Mr Denis O'Brien contributed £22,400 to Fine Gael between January 1995 and June 1996 by way of attending or supporting a number of party fund-raising events, the tribunal heard.
During the period Telenor, the Norwegian company that formed part of the Esat Digifone consortium, contributed a further £33,000. This amount was eventually returned.
Mr Tom Curran, general secretary of Fine Gael, told Mr Eoin McGonigal SC, for Mr O'Brien, that it was generally true that after Fine Gael entered government in December 1994, a "substantial amount of money" that had not been forthcoming before came into the party, allowing it to clear its debts.
He told Ms Jacqueline O'Brien, for the tribunal, that he had conducted an extensive inquiry into donations to the party by Mr O'Brien or his company, Esat Telecom. The contributions were listed: Carlow Kilkenny constituency, £1,000 in March 1995; Dublin West, £1,000 in June 1995; Dublin North Central, December 1995, £900; Dublin Central, March 1995, £2,000; Dublin Central, June 1996, £1,000; Dublin South East, October 1995, £600; Dublin South West, 1996, £1,000; Limerick East, 1996, £1,000; Meath, April 1995, £440; Meath, June 1996, £1,000; Westmeath, October 1995, £200.
Mr O'Brien contributed £4,000 to a golf classic held in the K Club in October 1995. He contributed £5,000 to a fund-raising lunch associated with the Wicklow by-election in June 1995. He or representatives of his company attended many of the lunches or dinners associated with the fund-raising events.
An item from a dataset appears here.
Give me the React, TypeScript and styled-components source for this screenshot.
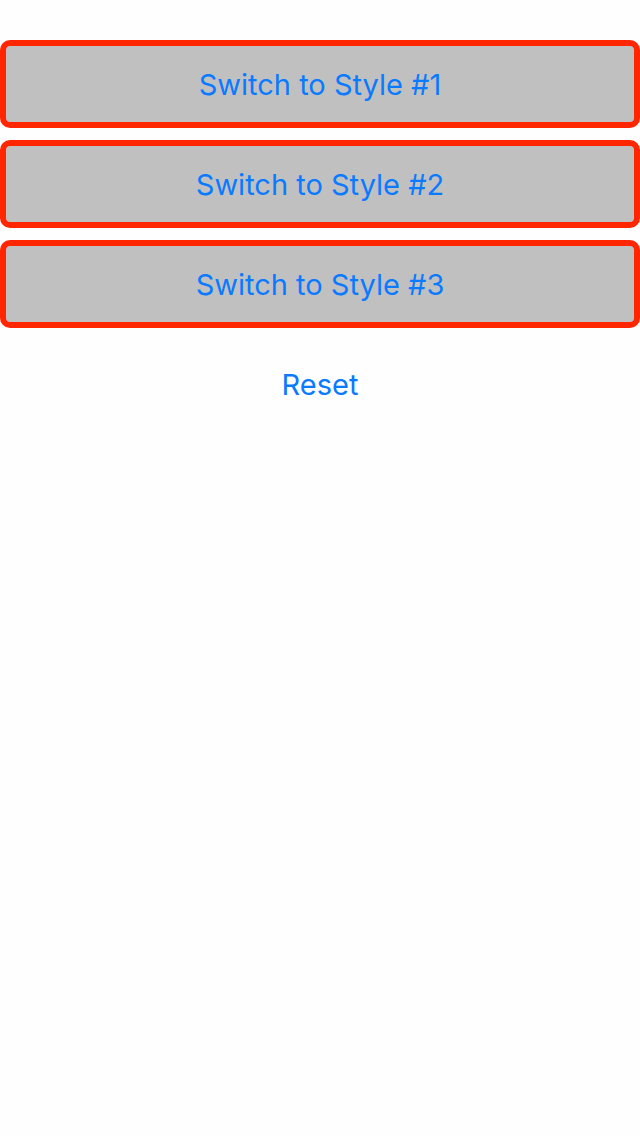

Mr Curran said that, in relation to a fund-raising dinner in New York in November 1995, attended by the then Taoiseach, Mr Bruton, Telenor contributed $50,000 after Mr O'Brien said his company would not be supporting the event but that the Norwegians would.
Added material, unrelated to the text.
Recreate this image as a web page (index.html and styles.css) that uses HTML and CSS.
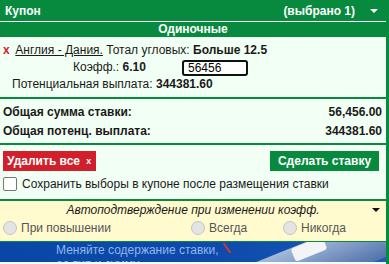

The payment was made to the late Mr David Austin, who was involved in organising the event. He forwarded the money to Fine Gael in May 1997, by way of a personal cheque. The money was eventually returned by the party.
The tribunal was told that there was a fund-raising dinner in the Burlington Hotel, Dublin, organised by Mr Michael Lowry in February 1996. Because the event was not organised by the Fine Gael head office, it did not have any records of the event. The tribunal has been unable to source records of who attended. Mr Curran said he could not say if Mr O'Brien contributed to the event. Of the £58,000 raised at the dinner, £18,000 had gone to Mr Lowry's Tipperary constituency and the rest, £40,000, to the party nationally.
Mr Curran said he had also been asked to disclose contributions associated with the losing consortiums from the 1995 mobile phone licence competition. No Fine Gael member of the Oireachtas during the period had received contributions from such sources. The tribunal was adjourned until a date to be announced.